The population that this data is recorded for is everyone who arrives at an article from an internal search, and then there's random sampling on top of that. So, no, it's not limited to specific pages, but it is limited to people that arrive at pages in a particular way. Whether or not that biases the application of this data for other purposes will depend on what you use it for. This should really be written on the dashboard itself.

Is it session length or how long a user stays on the page?

How long the user stays on that particular page.

leila added a subscriber: leila.Jul 1 2016, 4:42 PM

FWIW, Mikhail helpfully gave me some background recently on how the instrumentation for http://discovery.wmflabs.org/metrics/#survival works
(it is based on JavaScript-generated checkin events fired at certain intervals).

@Deskana/ @Tbayer / @EBernhardson

Idea is good and similar to our suggestions about computing retention before.

Some issues that I see:

  1. note that code is sending events even when the tab is not visible, correct? That means you are counting as "visible-time" time that might not be.

You cannot tell on all browsers but in the majority you actually can tell whether the ui is on display: http://caniuse.com/#feat=pagevisibility
This is kind of an important point for this metric.

2)>function randomToken() {

		return mw.user.generateRandomSessionId() + new Date().getTime().toString( 36 );

}

I do not think this is needed as the random session is sufficiently unique in our user space.

  1. Local storage is not encrypted so it is best not to store private information there. Also, in the case of several tabs (like erik noted) results are not going to be obvious. I agree that code/locking is overkill though
  1. local storage is synchronous so any put/gets affect your UI thread, on desktop likely not an issue but i bet it might be noticeable on mobile.

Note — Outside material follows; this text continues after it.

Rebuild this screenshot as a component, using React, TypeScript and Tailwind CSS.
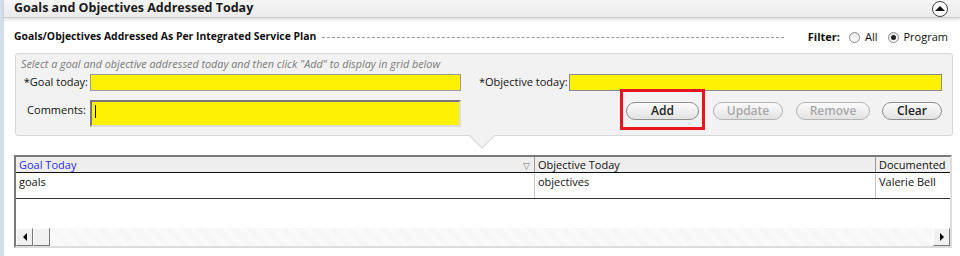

@Deskana/ @Tbayer / @EBernhardson

Idea is good and similar to our suggestions about computing retention before.

Some issues that I see:

  1. note that code is sending events even when the tab is not visible, correct? That means you are counting as "visible-time" time that might not be. You cannot tell on all browsers but in the majority you actually can tell whether the ui is on display: http://caniuse.com/#feat=pagevisibility This is kind of an important point for this metric.

Interesting, i didn't know about this (although i suppose i have seen sites like youtube not start a video until you tab in). Created a new ticket T145102 to implement this handling.

  1. function randomToken() { return mw.user.generateRandomSessionId() + new Date().getTime().toString( 36 ); }

    I do not think this is needed as the random session is sufficiently unique in our user space.

This was added quite awhile ago, the issue at the time was some duplication of data. In a check of the last week though, distinct(event_searchSessionId) and distinct(left(event_searchSessionId, 16)) have the same counts so perhaps this is no longer an issue and the timestamp can be removed.

  1. Local storage is not encrypted so it is best not to store private information there. Also, in the case of several tabs (like erik noted) results are not going to be obvious. I agree that code/locking is overkill though

Unfortunately local storage is the only available option here though, and the loss of events was noticable for those that are fired close to page unload, specifically events fired from the autocomplete where someone types and presses enter (which is quite common). Due to the limited timeframe that events are added to the queue (only those active on unload), and the most likely cause of unload when events are fired, these should have an incredibly short lifetime, but indeed is still worth keeping in mind.

  1. local storage is synchronous so any put/gets affect your UI thread, on desktop likely not an issue but i bet it might be noticeable on mobile.

Indeed, but there aren't many better options. Could perhaps spend some time looking into how often we hit localstorage and optimize where possible.

dr0ptp4kt moved this task from Backlog to Tracking on the Reading-Admin board.Jul 20 2017, 9:42 PM

@Tbayer Should this task remain open, and if so, what are the criteria for its completion? It seems related to T174512, T145388 and others. Some of this this might be a duplicate, sub or parent task.